The Data Network: An Unseen Asset

Beyond subscription fees, the Starlink constellation itself is a massive data-gathering and network-routing asset. The precise telemetry from thousands of satellites improves space situational awareness and orbital debris modeling. The global network of user terminals creates a unique, real-time dataset on global connectivity demand and usage patterns. While SpaceX has been cautious about monetizing user data, the potential for secure, global IoT (Internet of Things) networks for shipping, agriculture, and environmental monitoring is vast. This positions Starlink not just as an ISP, but as a future platform for global data services.

Challenges and Mitigations: A Realistic View

The bull case acknowledges significant challenges. Space debris and orbital congestion are serious concerns. SpaceX mitigates this with autonomous collision avoidance, deploying satellites at very low altitudes (where atmospheric drag naturally de-orbits failed satellites), and designing for complete post-mission disposal. Regulatory hurdles in every country require constant navigation. Competition from other LEO constellations and advancing ground-based 5G/6G networks is real. However, SpaceX’s head start, cost advantage, and rapid deployment pace make it likely to capture dominant market share before competitors achieve full operational capability.

The capital intensity remains staggering, but it is capital intensity directed by a singular vision and controlled by a vertically-integrated supply chain. The risk of technological obsolescence is mitigated by the company’s core competency: continuous, aggressive innovation. Starlink satellites are already on their second major generation; they are designed to be replaced and upgraded, not to last for decades.

The Flywheel Effect: Synergy in Perpetual Motion

The ultimate shareholder value is created by the self-reinforcing flywheel this synergy creates. Low-cost launches enable a dense constellation. The dense constellation attracts millions of subscribers and lucrative government contracts. That revenue funds more launches and next-generation satellite development (like the larger, more powerful Gen2 satellites launched by Starship). Starship’s unprecedented payload capacity will then drastically reduce the cost-per-satellite to orbit even further, enabling even more advanced constellations. This cycle continuously lowers costs, improves service, and raises barriers to entry.

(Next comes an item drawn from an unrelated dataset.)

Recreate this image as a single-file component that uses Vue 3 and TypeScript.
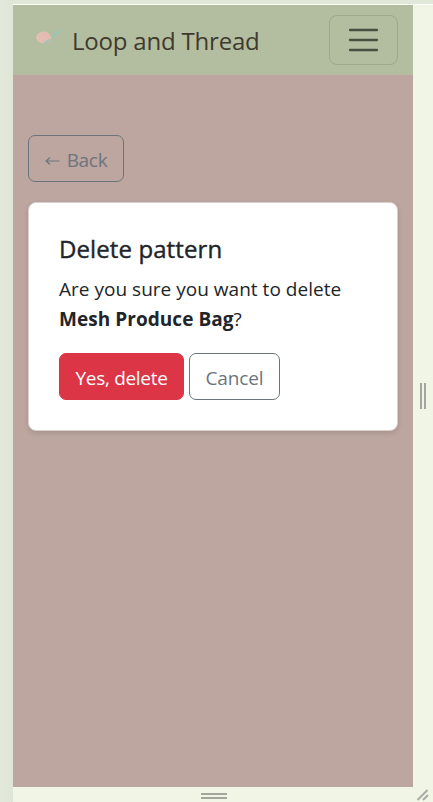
<script setup lang="ts">
import { ref } from 'vue'

const brand = ref('Loop and Thread')
const patternName = ref('Mesh Produce Bag')
</script>

<template>
  <div class="workspace">
    <div class="stage">
      <div class="device">
        <header class="navbar">
          <a class="brand">
            <svg class="logo" width="30" height="24" viewBox="0 0 30 24">
              <path d="M14 15Q15 17.500 18 18.500" fill="none" stroke="#c8bba6" stroke-width="1" />
              <ellipse cx="8.500" cy="12.500" rx="7.300" ry="5.900" fill="#e4bfb4" />
              <path d="M3 12Q6 7 11 8M4 15Q8 9 14 10M7 17Q9 12 15 12" fill="none" stroke="#dcaea5" stroke-width=".6" />
              <path d="M9 18L15 14.500M17 12.500L26 4.500" fill="none" stroke="#97c5b8" stroke-width="1.700" />
              <path d="M17 11.500L21 11L24 8" fill="none" stroke="#a2c3b2" stroke-width="1" />
            </svg>
            <span class="brand-text">{{ brand }}</span>
          </a>
          <button class="toggler" aria-label="Menu">
            <svg width="38" height="38" viewBox="0 0 38 38">
              <path d="M5 9h27M5 19h27M5 29h27" fill="none" stroke="#465041" stroke-width="2.300" stroke-linecap="round" />
            </svg>
          </button>
        </header>
        <main class="content">
          <button class="btn outline back"><svg class="arrow" width="15" height="10" viewBox="0 0 15 10"><path d="M5 1.500L1 5L5 8.500M1 5H14.500" fill="none" stroke="currentColor" stroke-width="1.100" /></svg><span>Back</span></button>
          <section class="card">
            <h1>Delete pattern</h1>
            <p><span class="question">Are you sure you want to delete</span><br><strong>{{ patternName }}</strong>?</p>
            <div class="actions">
              <button class="btn danger">Yes, delete</button>
              <button class="btn outline cancel">Cancel</button>
            </div>
          </section>
        </main>
      </div>
      <div class="side-handle"><i></i><i></i></div>
      <div class="bottom-handle"><i></i><i></i></div>
      <svg class="corner" width="14" height="14" viewBox="0 0 14 14">
        <path d="M1.500 12L11.500 2M7 12L12 7" stroke="#a8aca2" stroke-width="2" />
      </svg>
    </div>
  </div>
</template>

<style>
body { margin: 0; overflow: hidden; }
</style>

<style scoped>
* { box-sizing: border-box; }
.workspace {
  width: 433px;
  height: 802px;
  padding: 4px 0 0 13px;
  background: linear-gradient(90deg, #e3eadb 0, #dfe6d7 13px, #e1e8d8 14px);
  font-family: "Open Sans", "Noto Sans", sans-serif;
  color: #212529;
}
.stage {
  display: grid;
  grid-template-columns: 400px 20px;
  grid-template-rows: 782px 15px;
  border-top: 1px solid #fbfdf6;
  background: #f1f5e6;
}
.device { background: #bca69f; }
.navbar {
  display: flex;
  align-items: center;
  justify-content: space-between;
  height: 70px;
  padding: 0 15px 0 22px;
  background: #b3bea0;
}
.brand { display: flex; align-items: center; color: #403a2e; }
.logo { margin: -6px 7px 0 0; }
.brand-text { font-size: 24px; line-height: 36px; letter-spacing: -0.2px; white-space: nowrap; margin-top: 2px; }
.toggler {
  display: flex;
  align-items: center;
  justify-content: center;
  width: 69px;
  height: 50px;
  padding: 0;
  border: 1px solid #9da98b;
  border-radius: 8px;
  background: transparent;
}
.content { padding: 60px 15px 0; }
.btn {
  display: flex;
  align-items: center;
  justify-content: center;
  height: 47px;
  padding: 2px 0 0;
  border: 1px solid #6c757d;
  border-radius: 7px;
  font: 19px/30px "Open Sans", "Noto Sans", sans-serif;
  white-space: nowrap;
}
.outline { background: transparent; color: #6c757d; }
.back { width: 96px; gap: 7px; letter-spacing: -0.3px; }
.arrow { margin-top: 2px; }
.card {
  height: 229px;
  margin-top: 20px;
  padding: 30px 30px 0;
  border: 1px solid #d9d0cd;
  border-radius: 8px;
  background: #fff;
  box-shadow: 0 2px 5px rgba(60, 45, 45, .16);
}
h1 { margin: 0 0 10px; font-size: 24px; font-weight: 500; line-height: 31px; letter-spacing: 0.1px; -webkit-text-stroke: 0.4px currentColor; }
p { margin: 0 0 19px; font-size: 19px; line-height: 30px; white-space: nowrap; }
.question { letter-spacing: 0.02px; }
strong { font-weight: 700; letter-spacing: 0.05px; }
.actions { display: flex; gap: 5px; }
.danger { width: 125px; border-color: #dc3545; background: #dc3545; color: #fff; letter-spacing: -0.3px; }
.cancel { width: 91px; letter-spacing: -0.1px; }
.side-handle { display: flex; align-items: center; justify-content: center; gap: 2px; }
.side-handle i { width: 2px; height: 26px; background: #a3a69d; }
.bottom-handle { display: flex; flex-direction: column; align-items: center; justify-content: center; gap: 2px; padding: 3px 0 0 2px; }
.bottom-handle i { width: 26px; height: 2px; background: #a3a69d; }
.corner { margin: 1px 0 0 3px; }
</style>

This is not merely a company with a good product and a cheap way to deliver it. It is a fundamental re-architecture of both space access and global telecommunications. For a future shareholder, investing in SpaceX means gaining exposure to a monopoly-like launch provider, a first-mover mega-constellation operator, a disruptive global telecom, and a pioneering defense contractor—all woven into a single, synergistic whole. The value of each part is amplified by the existence of the others, creating a whole that is vastly greater than the sum of its parts and positioning the combined entity for dominance in the 21st-century space and connectivity economy.